True! Seems like a lot of companies claim green these days, it’s good marketing. Mervin has been green since long before it was trendy. Mike [Olson] and Pete [Saari – Mervin co-founders] were building boards in their garages at first, then they had their friends join them in the factory and wanted to find materials that weren’t toxic and didn’t smell! As they grew their determination to keep it eco did too. They have always done their best to keep their work environment and the materials and processes environmentally clean. They own the factories we build our boards in, and they don’t even let me use “toxic” smelly bathroom cleaners when the factory pets stink up the place! A few environmentally friendly bullet points for you!: *We recycle all our Wood *We use non-petroleum based bio-plastics made from castor beans *We don’t use any cancer-causing toxic automotive lacquer clearcoats. *We use soy-based elastomer sidewalls instead of toxic ABS *We use only low VOC epoxy resin systems *Our basalt fiber is additive-free and less toxic than conventional fiberglass. *We use water-cleansed grinding systems to minimize airborn particulate levels. *We use only renewable forest products for our cores. Columbian Gold is FSC “pure” certified. *Our wood sawdust is recycled as a soil additive and scrap wood is donated as kindling. *We recycle all our scrap plastics.
“Mervin have always done their best to keep their work environment and the materials and processes environmentally clean.”
Compared to when you were at your pro career peak, how has women’s snowboarding – both the riding level and the product available – changed/improved?

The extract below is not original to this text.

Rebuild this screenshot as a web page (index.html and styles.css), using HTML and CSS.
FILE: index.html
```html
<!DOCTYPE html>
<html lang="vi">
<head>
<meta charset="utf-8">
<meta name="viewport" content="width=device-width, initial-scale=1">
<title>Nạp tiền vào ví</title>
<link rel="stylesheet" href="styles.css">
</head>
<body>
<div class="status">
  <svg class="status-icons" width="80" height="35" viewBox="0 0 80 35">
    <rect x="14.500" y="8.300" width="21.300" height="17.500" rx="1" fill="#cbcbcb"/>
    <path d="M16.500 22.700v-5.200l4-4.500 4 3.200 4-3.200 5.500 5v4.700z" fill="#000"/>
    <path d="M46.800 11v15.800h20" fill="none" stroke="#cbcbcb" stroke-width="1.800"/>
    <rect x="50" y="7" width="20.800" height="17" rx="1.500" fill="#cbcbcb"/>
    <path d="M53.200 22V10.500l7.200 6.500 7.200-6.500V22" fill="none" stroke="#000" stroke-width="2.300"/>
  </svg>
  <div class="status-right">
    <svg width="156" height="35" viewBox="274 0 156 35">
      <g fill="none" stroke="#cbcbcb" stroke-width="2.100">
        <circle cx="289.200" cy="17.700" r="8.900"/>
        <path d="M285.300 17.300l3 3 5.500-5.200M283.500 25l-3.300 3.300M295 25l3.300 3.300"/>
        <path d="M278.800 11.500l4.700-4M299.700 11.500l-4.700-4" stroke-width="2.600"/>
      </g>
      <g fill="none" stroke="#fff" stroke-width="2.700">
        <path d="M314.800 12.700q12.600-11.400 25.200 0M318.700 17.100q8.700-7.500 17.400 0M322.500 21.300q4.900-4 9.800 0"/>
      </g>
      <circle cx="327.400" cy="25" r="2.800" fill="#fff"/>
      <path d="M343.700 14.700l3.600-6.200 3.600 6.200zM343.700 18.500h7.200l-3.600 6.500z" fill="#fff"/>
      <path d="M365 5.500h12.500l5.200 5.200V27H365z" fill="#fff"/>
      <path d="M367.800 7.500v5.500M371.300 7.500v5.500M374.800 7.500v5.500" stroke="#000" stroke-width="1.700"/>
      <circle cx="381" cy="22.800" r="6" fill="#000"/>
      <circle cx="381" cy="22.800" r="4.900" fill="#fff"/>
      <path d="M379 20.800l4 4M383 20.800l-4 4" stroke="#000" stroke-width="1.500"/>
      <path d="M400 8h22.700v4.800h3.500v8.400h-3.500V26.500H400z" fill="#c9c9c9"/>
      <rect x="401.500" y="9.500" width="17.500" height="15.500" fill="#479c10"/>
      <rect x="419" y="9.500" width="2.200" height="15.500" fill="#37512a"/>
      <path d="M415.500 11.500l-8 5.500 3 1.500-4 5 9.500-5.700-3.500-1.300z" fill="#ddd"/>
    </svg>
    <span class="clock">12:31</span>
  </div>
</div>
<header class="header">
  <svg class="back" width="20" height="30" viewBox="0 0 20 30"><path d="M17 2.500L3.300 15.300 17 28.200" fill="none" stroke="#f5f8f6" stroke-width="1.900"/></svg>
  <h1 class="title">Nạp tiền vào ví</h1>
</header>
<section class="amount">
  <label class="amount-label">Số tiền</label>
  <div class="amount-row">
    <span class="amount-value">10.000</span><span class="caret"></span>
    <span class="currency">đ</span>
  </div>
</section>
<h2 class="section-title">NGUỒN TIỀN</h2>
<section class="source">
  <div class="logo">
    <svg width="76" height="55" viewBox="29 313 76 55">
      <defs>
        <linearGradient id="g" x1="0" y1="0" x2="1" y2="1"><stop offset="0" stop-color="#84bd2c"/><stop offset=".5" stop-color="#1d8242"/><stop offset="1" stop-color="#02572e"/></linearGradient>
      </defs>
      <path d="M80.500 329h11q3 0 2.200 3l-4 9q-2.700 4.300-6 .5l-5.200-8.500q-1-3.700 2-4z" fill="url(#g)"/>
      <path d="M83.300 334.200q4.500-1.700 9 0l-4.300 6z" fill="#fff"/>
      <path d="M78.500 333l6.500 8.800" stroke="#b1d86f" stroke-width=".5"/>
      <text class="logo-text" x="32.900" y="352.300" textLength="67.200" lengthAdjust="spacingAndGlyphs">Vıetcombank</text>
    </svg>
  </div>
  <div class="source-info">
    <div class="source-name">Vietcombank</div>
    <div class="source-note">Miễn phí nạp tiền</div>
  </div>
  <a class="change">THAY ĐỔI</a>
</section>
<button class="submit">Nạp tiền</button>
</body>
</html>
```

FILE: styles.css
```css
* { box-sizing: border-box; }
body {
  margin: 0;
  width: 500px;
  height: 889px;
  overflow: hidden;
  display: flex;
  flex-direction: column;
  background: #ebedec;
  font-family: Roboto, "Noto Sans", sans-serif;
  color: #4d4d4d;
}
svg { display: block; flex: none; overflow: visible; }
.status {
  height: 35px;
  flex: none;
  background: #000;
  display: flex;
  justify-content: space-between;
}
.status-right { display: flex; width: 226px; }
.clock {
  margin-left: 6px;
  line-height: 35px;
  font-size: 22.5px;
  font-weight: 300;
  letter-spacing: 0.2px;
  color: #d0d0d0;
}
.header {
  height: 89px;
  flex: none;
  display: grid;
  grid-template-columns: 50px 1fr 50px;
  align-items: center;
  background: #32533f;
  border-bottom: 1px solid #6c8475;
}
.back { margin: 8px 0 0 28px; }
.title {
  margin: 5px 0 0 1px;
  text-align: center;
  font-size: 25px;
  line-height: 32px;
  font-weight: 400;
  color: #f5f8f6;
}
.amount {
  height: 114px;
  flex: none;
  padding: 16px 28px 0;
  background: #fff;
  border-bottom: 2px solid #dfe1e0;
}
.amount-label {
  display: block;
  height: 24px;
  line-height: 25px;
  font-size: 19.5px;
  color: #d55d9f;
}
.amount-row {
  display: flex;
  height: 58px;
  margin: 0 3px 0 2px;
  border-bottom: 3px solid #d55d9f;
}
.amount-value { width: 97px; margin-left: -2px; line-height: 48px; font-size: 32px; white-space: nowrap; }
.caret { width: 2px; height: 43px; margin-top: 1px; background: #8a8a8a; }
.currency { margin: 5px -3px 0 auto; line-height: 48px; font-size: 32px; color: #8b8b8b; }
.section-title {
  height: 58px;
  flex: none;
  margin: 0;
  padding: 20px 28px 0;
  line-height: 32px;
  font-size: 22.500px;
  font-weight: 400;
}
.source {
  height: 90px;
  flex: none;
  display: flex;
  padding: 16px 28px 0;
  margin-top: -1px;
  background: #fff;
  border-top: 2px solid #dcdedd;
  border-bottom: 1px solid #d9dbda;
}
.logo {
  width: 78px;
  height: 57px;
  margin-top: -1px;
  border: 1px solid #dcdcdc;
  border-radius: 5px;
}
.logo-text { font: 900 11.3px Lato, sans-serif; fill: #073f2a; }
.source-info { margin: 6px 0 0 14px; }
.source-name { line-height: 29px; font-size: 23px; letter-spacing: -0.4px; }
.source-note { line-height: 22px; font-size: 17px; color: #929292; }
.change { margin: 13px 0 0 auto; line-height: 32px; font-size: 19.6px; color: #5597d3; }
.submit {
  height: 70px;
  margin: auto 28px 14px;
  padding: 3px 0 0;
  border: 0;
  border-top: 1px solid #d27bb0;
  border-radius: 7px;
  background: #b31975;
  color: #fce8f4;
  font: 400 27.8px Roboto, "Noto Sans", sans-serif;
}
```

Compared to the late 90’s early 2000’s the level of women’s snowboarding has progressed a lot! There were always girls pushing it beyond the norm, but with more people picking up boards and growing up as snowboarders, there are naturally more women reaching that top level. There is a focus on style, and simply hucking doesn’t win events… I don’t think it ever really did though. It’s the riders that flow and make it look smooth that continue to progress the sport. Good equipment helps, and although there aren’t as many snowboard-specific brands out there now, there is more quality product and the market isn’t as flooded. I am constantly motivated by the women and men that keep snowboarding looking fun and easy… even while they are doing insane things. It’s fun making boards that help riders at every level progress on, and I am super proud to have worked with Jamie and Kaitlyn to design the boards that they rode to Olympic Gold on! I’ll always count that as a personal career highlight… and I didn’t even have to huck myself!